La mostra prosegue ripercorrendo le varie tappe dei Pink Floyd cronologicamente con contributi di tutti i tipi, compresa l’esposizione di alcuni degli strumenti utilizzati durante la realizzazione degli album o durante i concerti, e testimonianze non solo dei componenti della band ma anche di altre realtà che hanno contribuito al loro successo ad esempio con il non trascurabile impatto delle copertine dei loro dischi realizzate dallo studio Hipgnosis che ha reso visivamente immortali album come The dark side of the moon e Wish you were here.
Non si può non rimanere colpiti dalla grande sala dedicata a The wall in cui grandi pupazzi sono protagonisti e incombono sui visitatori.
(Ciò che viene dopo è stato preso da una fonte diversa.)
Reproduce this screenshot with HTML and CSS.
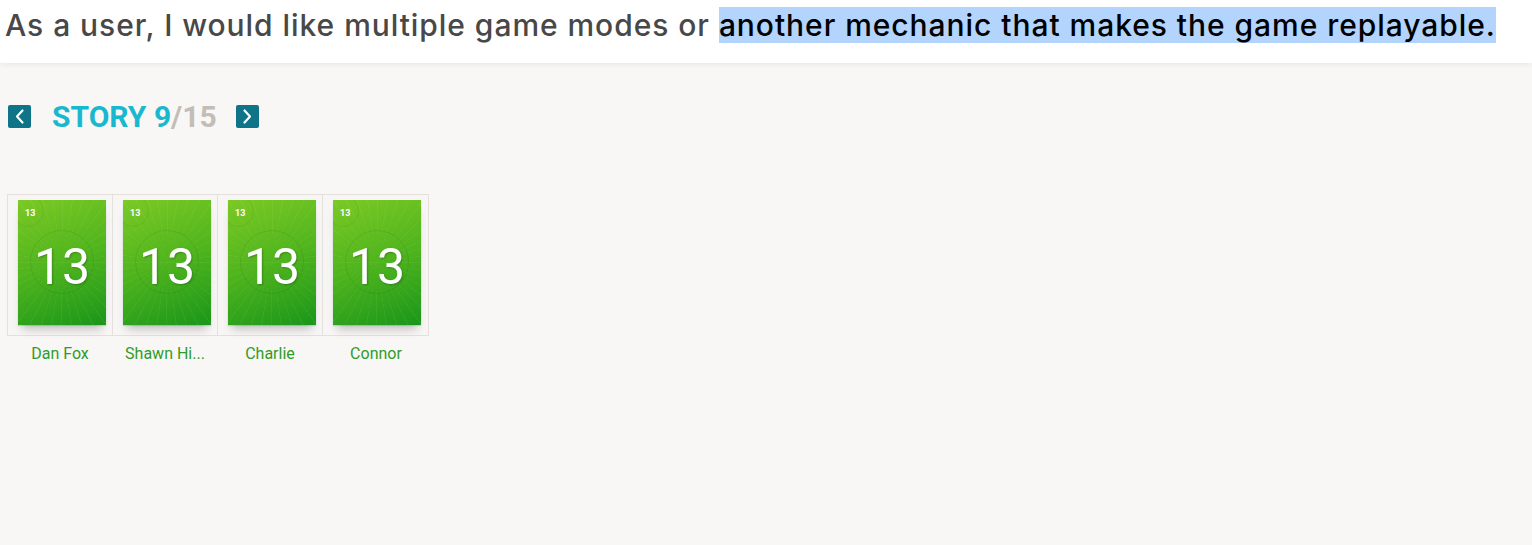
FILE: index.html
```html
<!DOCTYPE html>
<html>
<head>
<meta charset="utf-8">
<link rel="stylesheet" href="styles.css">
</head>
<body>
<header class="topbar">
  <h1 class="story-title">As a user, I would like multiple game modes or <span class="sel">another mechanic that makes the game replayable.</span></h1>
</header>
<main class="content">
  <div class="story-nav">
    <button class="nav-btn" aria-label="previous"><svg width="23" height="23" viewBox="0 0 23 23"><path d="M14.5 5.5 L9 11.5 L14.5 17.5" fill="none" stroke="#fff" stroke-width="2.2" stroke-linecap="round" stroke-linejoin="round"/></svg></button>
    <div class="story-count"><span class="cur">STORY 9</span><span class="tot">/15</span></div>
    <button class="nav-btn" aria-label="next"><svg width="23" height="23" viewBox="0 0 23 23"><path d="M8.5 5.5 L14 11.5 L8.5 17.5" fill="none" stroke="#fff" stroke-width="2.2" stroke-linecap="round" stroke-linejoin="round"/></svg></button>
  </div>
  <div class="votes">
    <div class="vote">
      <div class="cell"><div class="card"><span class="corner">13</span><span class="ring"></span><span class="big">13</span></div></div>
      <div class="name">Dan Fox</div>
    </div>
    <div class="vote">
      <div class="cell"><div class="card"><span class="corner">13</span><span class="ring"></span><span class="big">13</span></div></div>
      <div class="name">Shawn Hi...</div>
    </div>
    <div class="vote">
      <div class="cell"><div class="card"><span class="corner">13</span><span class="ring"></span><span class="big">13</span></div></div>
      <div class="name">Charlie</div>
    </div>
    <div class="vote">
      <div class="cell"><div class="card"><span class="corner">13</span><span class="ring"></span><span class="big">13</span></div></div>
      <div class="name">Connor</div>
    </div>
  </div>
</main>
</body>
</html>
```
FILE: styles.css
```css
html, body {
  margin: 0;
  padding: 0;
}
body {
  background: #f8f7f5;
  font-family: Roboto, "Liberation Sans", sans-serif;
  height: 545px;
  overflow: hidden;
}
.topbar {
  background: #fff;
  height: 63px;
  box-shadow: 0 1px 6px rgba(0,0,0,0.08);
  position: relative;
  z-index: 1;
}
.story-title {
  margin: 0;
  padding: 7px 0 0 5px;
  font-family: Inter, sans-serif;
  font-weight: 500;
  font-size: 30px;
  line-height: 37px;
  color: #484848;
  white-space: nowrap;
  letter-spacing: 0.95px;
}
.sel {
  background: #b3d4fc;
  color: #000;
}
.content {
  padding: 42px 0 0 8px;
}
.story-nav {
  display: flex;
  align-items: center;
  height: 23px;
}
.nav-btn {
  width: 23px;
  height: 23px;
  padding: 0;
  border: 0;
  border-radius: 2px;
  background: #0f7488;
  display: flex;
  align-items: center;
  justify-content: center;
}
.story-count {
  font-family: Roboto, sans-serif;
  font-weight: 700;
  font-size: 30px;
  line-height: 23px;
  margin: 0 19px 0 21px;
  white-space: nowrap;
}
.cur { color: #1ab8cf; }
.tot { color: #c2bdb7; }
.votes {
  display: flex;
  margin-top: 66px;
  margin-left: -1px;
}
.vote {
  width: 105px;
  display: flex;
  flex-direction: column;
  align-items: stretch;
}
.vote:last-child {
  width: 107px;
}
.cell {
  height: 142px;
  border: 1px solid #e4e1dc;
  border-right-width: 0;
  background: #f7f6f4;
  padding: 5px 0 0 10px;
  box-sizing: border-box;
}
.vote:last-child .cell {
  border-right-width: 1px;
}
.card {
  position: relative;
  width: 88px;
  height: 125px;
  overflow: hidden;
  background:
    repeating-conic-gradient(from 0deg at 50% 50%, rgba(255,255,255,0.05) 0deg 1deg, rgba(0,0,0,0) 1deg 9deg),
    linear-gradient(160deg, #7bc924 0%, #4fb41d 50%, #1a961a 100%);
  box-shadow: 0 8px 9px -4px rgba(0,0,0,0.22), 0 1px 1px rgba(120,180,230,0.4);
}
.corner {
  position: absolute;
  left: 7px;
  top: 7px;
  color: #fff;
  font-size: 9px;
  font-weight: 700;
  line-height: 12px;
}
.corner::after {
  content: "";
  position: absolute;
  left: -13px;
  top: -12px;
  width: 30px;
  height: 30px;
  border-radius: 50%;
  border: 1px solid rgba(0,0,0,0.06);
}
.ring {
  position: absolute;
  left: 12px;
  top: 30px;
  width: 64px;
  height: 64px;
  border-radius: 50%;
  border: 1px solid rgba(0,0,0,0.07);
  box-sizing: border-box;
}
.big {
  position: absolute;
  left: 0;
  right: 0;
  top: 42px;
  text-align: center;
  color: #fff;
  font-size: 50px;
  font-weight: 400;
  line-height: 50px;
  text-shadow: 1px 1px 2px rgba(0,0,0,0.25);
}
.name {
  margin-top: 8px;
  text-align: center;
  color: #2f9c2a;
  font-size: 16px;
  line-height: 20px;
  padding-left: 1px;
}
```
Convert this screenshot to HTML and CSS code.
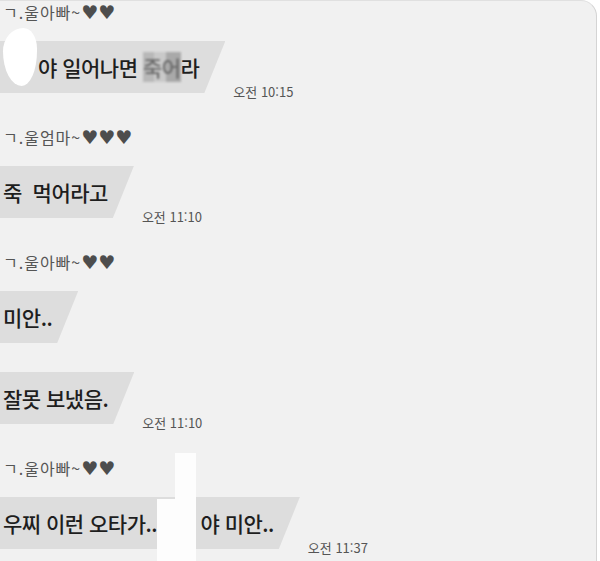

L’allestimento trascura un po’ The final cut, forse anche per
il fatto che è più un album solista di Waters che dei Pink Floyd, e che segna la sua ultima partecipazione come membro della stessa.
L’allestimento ci regala altre belle sale dedicate agli album che vengono alla luce dopo l’abbandono di Waters che poteva far pensare alla fine della band: A momentary lapse of reason e The division bell, senza contare i live, Delicate sound of Thunder e Pulse la cui componente grafico visiva è semplicemente incredibile e ha certamente contribuito alla loro affermazione.
Si chiude il percorso con un breve corridoio dedicato all’ultimo, parecchio criticato album targato Pink Floyd, The endless river, che ci conduce ad un’ultima stanza in cui siamo immersi nella musica e nei video di Arnold Layne e dell’esecuzione di Comfortably numb al Live 8 del 2005, l’ultima volta (visto che nel frattempo il tastierista Richard Wright è morto) che i quattro componenti della band hanno suonato insieme: l’inizio e la fine.